State level patterns
The situation with regard to the availability of electricity is better compared to access to drinking water and toilet facility in urban areas of most of the states although there is much variation. For example, in 2005-06, the availability of electricity varies from 74 per cent in urban Bihar to 100 per cent in the urban Sikkim and Mizoram. The period between 2001 and 2005-06 shows significant improvement in electrification of the households in most of the states as also for other amenities, i.e., toilet facility, drinking water and clean fuel. Orissa has one of the lowest percentages of households with toilet facility (59 per cent) followed by Chhattisgarh (65 per cent). In contrast, virtually all households have toilet facility in the north-eastern states of Tripura, Sikkim, Nagaland and Mizoram. Developed states of Punjab, Haryana and Maharashtra have almost all households covered in having access to safe drinking water supply. Similarly, the states with good monsoons, e.g. Uttar Pradesh, Bihar and West Bengal also show good coverage of urban households with safe drinking water supply. The use of clean fuel like LPG varies from 36 per cent in the urban areas of the states of Jharkhand and Orissa to about 90 per cent in the states of Himachal Pradesh, Sikkim and Mizoram.

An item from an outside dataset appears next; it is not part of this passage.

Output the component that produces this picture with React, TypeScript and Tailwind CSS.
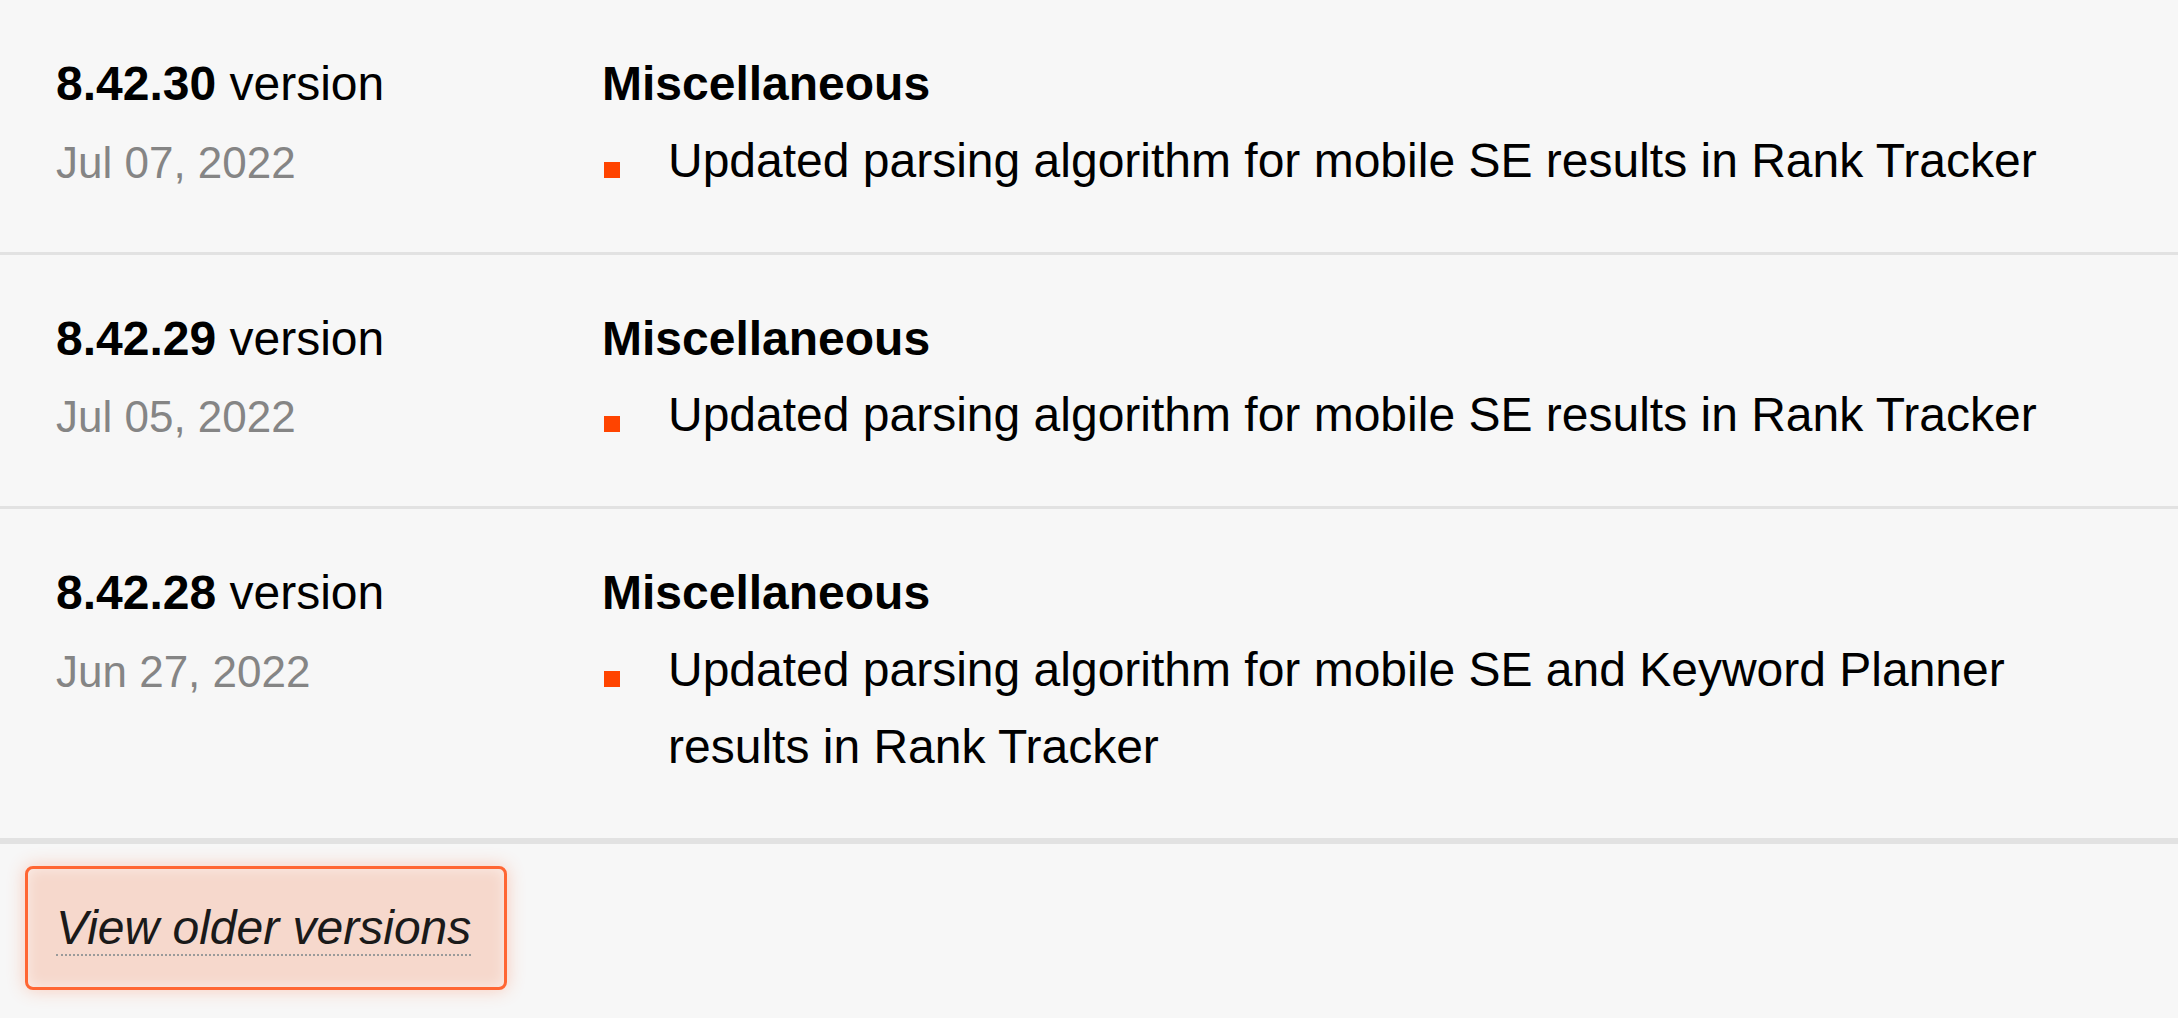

The regional disparity in the pattern of civic amenities closely follows the level of urbanisation and per capita income at the state level. Apart from economic reasons, there are a variety of natural, social, cultural and behavioural factors that determine the access and use of civic services like toilet facility, drinking water and clean fuel. For example, the pit latrines are very common in both rural and urban areas of north-eastern states whereas access to safe drinking water is low in most of the north eastern states as large number of households depends on streams and rivulets for water. Similarly, Kerala also shows a very low percentage of households with safe drinking water (48 per cent) as people use well water for drinking purposes as elucidated in a paper titled 'Regional Distribution of Infrastructure and Basic Amenities in Urban India' by A Kundu, S Bagchi, and D Kundu in 1999 published in the Economic and Political Weekly. In the states where use of LPG is higher, the availability of electricity is also higher. Toilet facilities are not significantly related to the civic amenities such as electricity, supply of drinking water and use of LPG in the urban areas of states and UT. Earlier studies have also pointed out that increasing level of development does not necessarily reflect improvement in the provision of sanitation facility at the household levels.